Pope filed a motion to continue his trial from the scheduled July 22 date but the request was denied. Among his arguments for doing so, he said, was that “there is a strong possibility that the Supreme Court ruling will alter the outcome of my case.”

Pope responded to the Supreme Court ruling on X, formerly known as Twitter, shortly after it was issued.

“For almost four years, Biden’s extreme DOJ has falsely accused me of a 20-year felony based on their egregious, unbounded reading of the law,” he said. “Many defendants have served time in prison for this charge. Today the Supreme Court rightly reprimanded the government for their tyranny.
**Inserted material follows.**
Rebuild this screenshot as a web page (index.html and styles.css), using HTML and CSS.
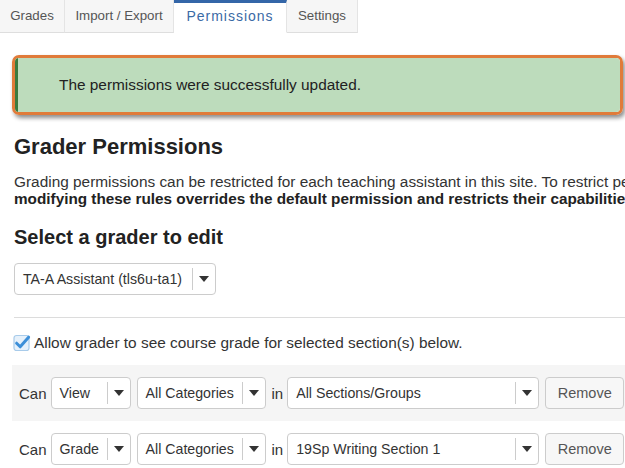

“Never forget that some January 6 defendants took their own lives when they were wrongly charged with the 20-year felony that did not apply. Others spent years in prison. All have been defamed by their own government.This tyranny can never be allowed to happen again.”

It is unclear what will happen to Chrestman, who was sentenced to 55 months in prison and is set to be released Dec. 18. He’s been in custody since his arrest in February 2021. His attorney did not immediately respond to a request for comment.

In her dissent, Justice Amy Coney Barrett, joined by liberal Justices Elena Kagan and Sonia Sotomayor, accused the majority of doing “textual backflips” in order to reach their decision in the case.

“The Court does not dispute that Congress’s joint session qualifies as an “official proceeding”; that rioters delayed the proceeding; or even that Fischer’s alleged conduct (which includes trespassing and a physical confrontation with law enforcement) was part of a successful effort to forcibly halt the certification of the election results,” Barrett wrote.

“Given these premises, the case that Fischer can be tried for “obstructing, influencing, or impeding an official proceeding” seems open and shut. So why does the Court hold otherwise?”